Our militant cardres, I am confident, will turn out to be excellent creative artists in the course of time as they are growing up with a profound awareness of what struggle is like, and the realities of life in the war front; this will certainly enrich their experience and hone their insights into life. That’s why I keep on encouraging budding writers, artists and art lovers in our movement.
Q. You are taking a very keen interest in the welfare of small children whose lives have been adversely affected by the ethnic war and are formulating and implementing several schemes for their welfare. What is the reason for your taking a special interest in the future of these children.
A.I’m all afire to build up a nation; that is the life-ideal I have set for myself. The future generation is the foundation for the nation we hope to build. Therefore I consider bringing up the future generation and moulding its character and ideals as important as building up the nation. That is why I take so much interest in the future generation. My ambition is to mould a new generation of youth who will be the architects of our country’s future.

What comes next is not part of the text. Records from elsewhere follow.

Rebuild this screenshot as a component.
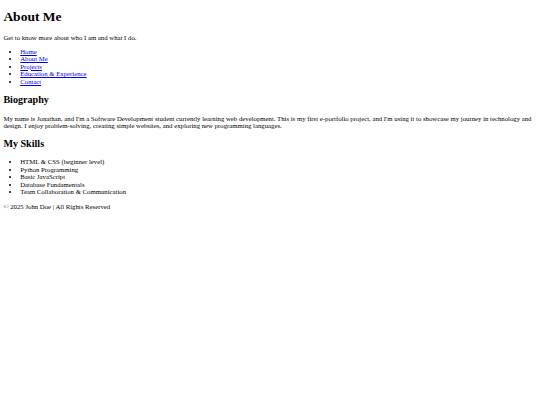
const navLinks = ["Home", "About Me", "Projects", "Education & Experience", "Contact"];

const skills = [
  "HTML & CSS (beginner level)",
  "Python Programming",
  "Basic JavaScript",
  "Database Fundamentals",
  "Team Collaboration & Communication",
];

export default function App() {
  return (
    <div className="w-full px-[3.375px] text-black text-[6.75px] leading-[7.5px] font-['Liberation_Serif','Times_New_Roman',serif]">
      <header>
        <h1 className="text-[13.5px] leading-[1.15] font-bold my-[9.05px]">About Me</h1>
        <p className="my-[6.75px]">Get to know more about who I am and what I do.</p>
        <nav>
          <ul className="list-disc pl-[16.875px] my-[6.75px]">
            {navLinks.map((l) => (
              <li key={l}>
                <a href="#" className="text-[#0000ee] underline">
                  {l}
                </a>
              </li>
            ))}
          </ul>
        </nav>
      </header>

      <section>
        <h2 className="text-[10.125px] leading-[12px] font-bold mt-[8.8px] mb-[8.4px]">Biography</h2>
        <p className="my-[6.75px]">
          My name is Jonathan, and I'm a Software Development student currently learning web
          development. This is my first e-portfolio project, and I'm using it to showcase my
          journey in technology and design. I enjoy problem-solving, creating simple websites,
          and exploring new programming languages.
        </p>
      </section>

      <section>
        <h2 className="text-[10.125px] leading-[12px] font-bold my-[8.4px]">My Skills</h2>
        <ul className="list-disc pl-[16.875px] my-[6.75px]">
          {skills.map((s) => (
            <li key={s}>{s}</li>
          ))}
        </ul>
      </section>

      <footer>
        <p className="my-[6.75px]">© 2025 John Doe | All Rights Reserved</p>
      </footer>
    </div>
  );
}
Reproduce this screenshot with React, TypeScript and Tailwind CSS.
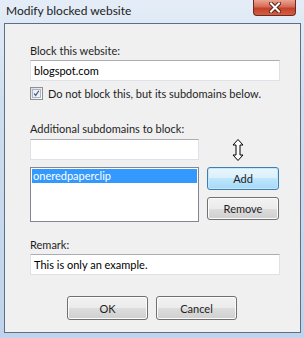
import React from "react";

const font = { fontFamily: 'Lato, "Segoe UI", sans-serif' };

const Button = ({ label, focused, className }: { label: string; focused?: boolean; className?: string }) => (
  <button
    className={
      "h-[23px] rounded-[3px] border text-[11px] text-[#1e1e1e] leading-none " +
      (focused
        ? "border-[#3c7fb1] bg-[linear-gradient(#eaf6fd_0%,#d9f0fc_50%,#bee6fd_50%,#a7d9f5_100%)] shadow-[inset_0_0_0_1px_#c6e7f8] "
        : "border-[#707070] bg-[linear-gradient(#f2f2f2_0%,#ebebeb_50%,#dddddd_50%,#cfcfcf_100%)] shadow-[inset_0_0_0_1px_#fcfcfc] ") +
      (className ?? "")
    }
  >
    {label}
  </button>
);

const TextBox = ({ value, className }: { value?: string; className?: string }) => (
  <div
    className={
      "h-[21px] border border-[#dde1e8] border-t-[#abadb3] bg-white px-[3px] text-[11px] leading-[19px] text-black whitespace-nowrap " +
      (className ?? "")
    }
  >
    {value}
  </div>
);

export default function App() {
  return (
    <div
      style={font}
      className="w-[304px] h-[338px] flex flex-col bg-[linear-gradient(180deg,#e4edf7_0%,#cfdeef_30%,#bfd3ea_100%)]"
    >
      {/* title bar */}
      <div className="h-[23px] flex items-start justify-between pl-[6px] pr-[8px]">
        <span className="text-[12px] leading-[16px] mt-[3px] text-[#1b1b1b] whitespace-nowrap">Modify blocked website</span>
        <div className="w-[43px] h-[16px] rounded-b-[4px] border border-t-0 border-[#6b2a20] bg-[linear-gradient(#eaa493_0%,#d66b55_45%,#c3412a_55%,#d45f42_100%)] flex items-center justify-center">
          <svg width="12" height="11" viewBox="0 0 12 11">
            <path d="M2 1.5 L10 9.5 M10 1.5 L2 9.5" stroke="#5b1f16" strokeWidth="4" strokeLinecap="square" />
            <path d="M2 1.5 L10 9.5 M10 1.5 L2 9.5" stroke="#ffffff" strokeWidth="2" strokeLinecap="square" />
          </svg>
        </div>
      </div>

      {/* client area */}
      <div className="ml-[4px] mr-[3px] h-[310px] border border-[#5b6f86] bg-[#f0f0f0] pl-[25px] pr-[20px] text-[11px] text-[#1e1e1e] whitespace-nowrap">
        <div className="mt-[19px] leading-[16px]">Block this website:</div>
        <TextBox value="blogspot.com" className="mt-[1px]" />

        <div className="mt-[5px] flex items-center gap-[5px] h-[15px]">
          <div className="w-[13px] h-[13px] border border-[#8e8f8f] bg-[linear-gradient(135deg,#dcdcdc,#ffffff)] p-[1px]">
            <div className="w-full h-full border border-[#aab4c6] bg-[#eef1f6] flex items-center justify-center">
              <svg width="9" height="9" viewBox="0 0 9 9">
                <path d="M1.5 4.5 L3.5 7 L7.5 1" stroke="#4d6185" strokeWidth="1.6" fill="none" />
              </svg>
            </div>
          </div>
          <span className="leading-[16px]">Do not block this, but its subdomains below.</span>
        </div>

        <div className="mt-[20px] leading-[16px]">Additional subdomains to block:</div>
        <div className="flex mt-[2px]">
          <div className="w-[169px] flex flex-col">
            <TextBox />
            <div className="mt-[7px] h-[55px] border border-[#828790] bg-white p-[1px]">
              <div className="h-[14px] bg-[#3399ff] text-white leading-[13px] px-[1px]">oneredpaperclip</div>
            </div>
          </div>
          <div className="ml-[8px] w-[72px] flex flex-col">
            <div className="h-[28px] flex justify-center">
              <svg width="12" height="22" viewBox="0 0 12 22" className="mr-[10px]">
                <path
                  d="M6 0.5 L11 6 L8 6 L8 16 L11 16 L6 21.5 L1 16 L4 16 L4 6 L1 6 Z"
                  fill="#ffffff"
                  stroke="#000000"
                  strokeWidth="1"
                  strokeLinejoin="miter"
                />
              </svg>
            </div>
            <Button label="Add" focused className="w-[72px] h-[22px]" />
            <Button label="Remove" className="w-[72px] mt-[7px] h-[22px]" />
          </div>
        </div>

        <div className="mt-[15px] leading-[16px]">Remark:</div>
        <TextBox value="This is only an example." className="mt-[1px]" />

        <div className="mt-[21px] flex gap-[8px] ml-[37px]">
          <Button label="OK" className="w-[81px] h-[24px]" />
          <Button label="Cancel" className="w-[81px] h-[24px]" />
        </div>
      </div>
    </div>
  );
}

This new generation will be scientific-minded, patriotic, honest, decent, heroic, and possessed of a sense of honour, self-respect and dignity. We have taken the small boys and girls who have been affected by the war into our fond embrace and are nurturing them. I do not consider them orphans or children bereft of kith and kin. They are the children of our mother land and they are flowers which have bloomed on our soil.
Just as we envisage our language and our soil as our Mother, I consider these as the children of the nation which is the mother of us all. I consider it our paramount duty to educate these children and bring them up on the correct lines as the architects of the future of our nation. That is why I pay very special attention to them.